* _DATA EXCERPT_
┌────────

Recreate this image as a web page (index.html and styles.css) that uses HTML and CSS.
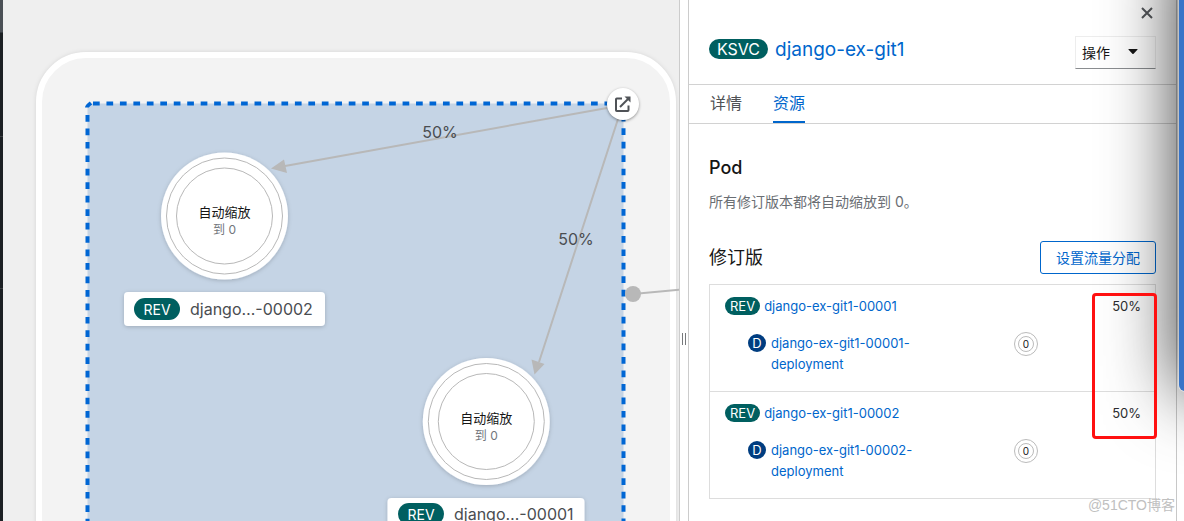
FILE: index.html
```html
<!DOCTYPE html>
<html lang="zh-CN">
<head>
<meta charset="utf-8">
<title>django-ex-git1</title>
<link rel="stylesheet" href="styles.css">
</head>
<body>
<div class="app">
  <div class="nav-edge"></div>
  <main class="topology">
    <svg class="graph" role="img" aria-label="拓扑">
      <defs>
        <filter id="soft" x="-20%" y="-20%" width="140%" height="140%">
          <feDropShadow dx="0" dy="1" stdDeviation="2" flood-color="#000" flood-opacity=".2"/>
        </filter>
        <g id="pod">
          <circle r="63.500" fill="#fff" filter="url(#soft)"/>
          <circle r="58" class="ring"/>
          <circle r="48" class="ring"/>
          <text class="pod-title" y="1">自动缩放</text>
          <text class="pod-sub" y="18">到 0</text>
        </g>
      </defs>
      <rect x="36" y="55" width="634" height="700" rx="47" class="app-group"/>
      <rect x="84.500" y="103.500" width="536" height="600" rx="4" fill="#c5d4e5"/>
      <path class="dash" d="M90 103.500H606M620.500 114.800V700M84.500 115V700"/>
      <path class="corner" d="M84 107.500Q84 106 88 103"/>
      <path class="edge" d="M604 108L282 166M615 119L536 362M630 294L690 288.500"/>
      <path class="arrow" d="M268 168.500L281 159.500L284 173ZM531.500 374.500L528.500 359.500L541.500 364Z"/>
      <circle cx="630" cy="294" r="8" fill="#b8b8b8"/>
      <text class="edge-label" x="437" y="138">50%</text>
      <text class="edge-label" x="573" y="245">50%</text>
      <use href="#pod" x="221.500" y="216"/>
      <use href="#pod" x="483.300" y="421.500"/>
      <g filter="url(#soft)">
        <rect x="121" y="292" width="201" height="34" rx="4" fill="#fff"/>
        <rect x="384.500" y="498" width="197" height="34" rx="4" fill="#fff"/>
      </g>
      <rect x="131" y="298" width="46" height="22" rx="11" fill="#005f60"/>
      <rect x="395" y="503" width="46" height="22" rx="11" fill="#005f60"/>
      <text class="pill-text" x="154" y="315">REV</text>
      <text class="pill-text" x="418" y="520">REV</text>
      <text class="node-name" x="187" y="315">django…-00002</text>
      <text class="node-name" x="451" y="520">django…-00001</text>
    </svg>
    <a class="open-url" href="#open" aria-label="打开 URL">
      <svg viewBox="0 0 16 16" width="16" height="16" fill="none" stroke="#4f5257" stroke-width="2">
        <path d="M7 2.500H1.800Q1 2.500 1 3.300V14.200Q1 15 1.800 15H12.700Q13.500 15 13.500 14.200V9.500"/>
        <path d="M5 11L13 3"/><path d="M9.500 .5H15.500V6.500Z" fill="#4f5257" stroke="none"/>
      </svg>
    </a>
  </main>
  <div class="splitter"><span class="grip"></span></div>
  <aside class="panel">
    <header class="panel-head">
      <div class="close-row">
        <button class="close" type="button" aria-label="关闭">
          <svg viewBox="0 0 12 12" width="12" height="12" stroke="#55585c" stroke-width="2"><path d="M1 1L11 11M11 1L1 11"/></svg>
        </button>
      </div>
      <div class="title-row">
        <h1 class="title"><span class="pill pill-large">KSVC</span><a href="#service">django-ex-git1</a></h1>
        <button class="actions" type="button">操作
          <svg viewBox="0 0 10 6" width="10" height="6"><path d="M1 0H9Q10 0 9.400 .8L5.600 4.800Q5 5.400 4.400 4.800L.6 .8Q0 0 1 0Z" fill="#151515"/></svg>
        </button>
      </div>
    </header>
    <nav class="tabs">
      <a class="tab" href="#details">详情</a>
      <a class="tab active" href="#resources">资源</a>
    </nav>
    <section class="body">
      <h2 class="heading heading-strong">Pod</h2>
      <p class="note">所有修订版本都将自动缩放到 0。</p>
      <div class="revisions-head">
        <h2 class="heading">修订版</h2>
        <button class="traffic" type="button">设置流量分配</button>
      </div>
      <div class="list-wrap">
        <ul class="list">
          <li class="item">
            <div class="rev"><span class="pill">REV</span><a href="#rev1">django-ex-git1-00001</a><span class="percent">50%</span></div>
            <div class="dep"><span class="dot">D</span><a class="dep-link" href="#dep1">django-ex-git1-00001-deployment</a><span class="mini"><span class="mini-in">0</span></span></div>
          </li>
          <li class="item">
            <div class="rev"><span class="pill">REV</span><a href="#rev2">django-ex-git1-00002</a><span class="percent">50%</span></div>
            <div class="dep"><span class="dot">D</span><a class="dep-link" href="#dep2">django-ex-git1-00002-deployment</a><span class="mini"><span class="mini-in">0</span></span></div>
          </li>
        </ul>
        <div class="highlight"></div>
      </div>
    </section>
  </aside>
  <div class="page-edge"></div>
  <div class="window"></div>
  <div class="watermark">@51CTO博客</div>
</div>
</body>
</html>
```
FILE: styles.css
```css
* { box-sizing: border-box; }
body {
  margin: 0;
  font-family: Inter, "Noto Sans CJK SC", sans-serif;
  font-size: 13px;
  color: #151515;
  background: #fff;
}
a { color: #0066cc; text-decoration: none; }
h1, h2, p, ul { margin: 0; padding: 0; font-weight: 400; }
button { font-family: inherit; cursor: pointer; }

.app { position: relative; display: flex; height: 100vh; overflow: hidden; }
.nav-edge {
  width: 3px;
  background: linear-gradient(#4b5056 0 32px, #1c2024 33px 136px, #3c3f42 136px 137px, #1c2024 137px 288px, #3c3f42 288px 289px, #1c2024 289px);
}
.topology { position: relative; flex: 1; min-width: 0; background: #efefef; overflow: hidden; }
.graph { display: block; width: 100%; height: 100%; }
.app-group { fill: #f3f3f3; stroke: #fff; stroke-width: 6; filter: drop-shadow(0 0 2px rgba(0, 0, 0, .1)); }
.dash { fill: none; stroke: #0066d4; stroke-width: 4; stroke-dasharray: 6.700 6.760; }
.corner { fill: none; stroke: #0066d4; stroke-width: 4; }
.edge { fill: none; stroke: #b8b8b8; stroke-width: 2; }
.arrow { fill: #b8b8b8; }
.ring { fill: none; stroke: #b8b8b8; }
.graph text { text-anchor: middle; }
.pod-title { font-size: 13px; fill: #151515; }
.pod-sub { font-size: 12px; fill: #72767b; }
.edge-label { font-size: 16px; fill: #4a4d51; }
.pill-text { font-size: 14px; fill: #fff; }
.graph .node-name { font-size: 16px; fill: #4a4d51; text-anchor: start; }
.open-url {
  position: absolute;
  left: 604px;
  top: 88px;
  width: 32px;
  height: 32px;
  display: grid;
  place-items: center;
  border-radius: 50%;
  background: #fff;
  box-shadow: 0 1px 3px rgba(0, 0, 0, .4);
}

.splitter { width: 10px; display: grid; place-items: center; border: 1px solid #ccc; border-width: 0 1px; background: #fff; }
.grip { width: 4px; height: 12px; margin-top: 156px; border: 1px solid #77797c; border-width: 0 1px; }

.panel { width: 487px; background: #fff; }
.panel-head { padding: 0 20px 15px; border-bottom: 1px solid #d2d2d2; }
.close-row { display: flex; justify-content: flex-end; height: 26px; padding: 7px 3px 0; }
.close { display: block; width: 12px; height: 12px; padding: 0; border: 0; background: none; }
.close svg { display: block; }
.title-row { display: flex; justify-content: space-between; padding-top: 10px; }
.title { display: flex; align-items: center; gap: 7px; height: 26px; font-size: 19px; }
.pill {
  display: inline-block;
  padding: 0 5px;
  border-radius: 10px;
  background: #005f60;
  color: #fff;
  font-size: 13px;
  line-height: 18px;
}
.pill-large { padding: 0 8px; font-size: 16px; line-height: 20px; }
.actions {
  display: flex;
  align-items: center;
  gap: 18px;
  height: 33px;
  width: 81px;
  padding: 0 6px 2px;
  border: 1px solid #ededed;
  border-bottom-color: #8a8d90;
  background: #fff;
  font-size: 14px;
  color: #151515;
}
.tabs { display: flex; gap: 31px; height: 39px; padding: 0 21px; border-bottom: 1px solid #d2d2d2; }
.tab { height: 38px; font-size: 16px; line-height: 37px; color: #4f5255; }
.tab.active { color: #0066cc; border-bottom: 2px solid #0066cc; }
.body { padding: 32px 20px 0; }
.heading { font-size: 18px; line-height: 24px; }
.heading-strong { font-weight: 500; }
.note { margin-top: 12px; font-size: 14px; line-height: 20px; color: #6a6e73; }
.revisions-head { display: flex; justify-content: space-between; align-items: center; margin-top: 29px; }
.traffic { height: 33px; padding: 0 15px 2px; border: 1px solid #0066cc; border-radius: 3px; background: #fff; color: #0066cc; font-size: 14px; }
.list-wrap { position: relative; margin-top: 10px; }
.list { list-style: none; border: 1px solid #ddd; }
.item { padding: 11px 14px 16px 15px; }
.item + .item { border-top: 1px solid #ddd; }
.rev { display: flex; align-items: center; gap: 4px; height: 20px; }
.percent { margin-left: auto; color: #2b2d2f; }
.dep { display: grid; grid-template-columns: 18px 1fr 127px; gap: 0 5px; margin-top: 17px; padding-left: 23px; line-height: 21px; }
.dep-link { max-width: 180px; }
.dot { width: 18px; height: 18px; margin-top: 1px; border-radius: 50%; background: #003d80; color: #fff; line-height: 18px; text-align: center; }
.mini { display: grid; place-items: center; width: 24px; height: 24px; margin-top: -1px; border: 1px solid #bbb; border-radius: 50%; }
.mini-in { width: 16px; height: 16px; border: 1px solid #bbb; border-radius: 50%; font-size: 10px; line-height: 14px; text-align: center; }
.highlight { position: absolute; top: 9px; right: -1px; width: 65px; height: 146px; border: 3px solid #ff1010; border-radius: 4px; z-index: 3; }

.page-edge { width: 8px; border-left: 1px solid #c8c8c8; background: #fff; }
.window {
  position: absolute;
  top: -60px;
  right: -295px;
  width: 300px;
  height: 451px;
  border-radius: 6px;
  background: #3874c8;
  box-shadow: 0 0 0 1px rgba(255, 255, 255, .4), 0 0 72px rgba(0, 0, 0, .8);
  z-index: 2;
}
.watermark { position: absolute; right: 9px; bottom: 6px; font-family: "Liberation Sans", "Noto Sans CJK SC", sans-serif; font-size: 14px; line-height: 20px; color: #c0c0c0; }
```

└────────

* _EXERCISE TASK_
Wherever a line in the data above holds "page", copy that line.

* _WRITTEN ANSWER_
Recreate this image as a web page (index.html and styles.css) that uses HTML and CSS.
  <div class="page-edge"></div>
.page-edge { width: 8px; border-left: 1px solid #c8c8c8; background: #fff; }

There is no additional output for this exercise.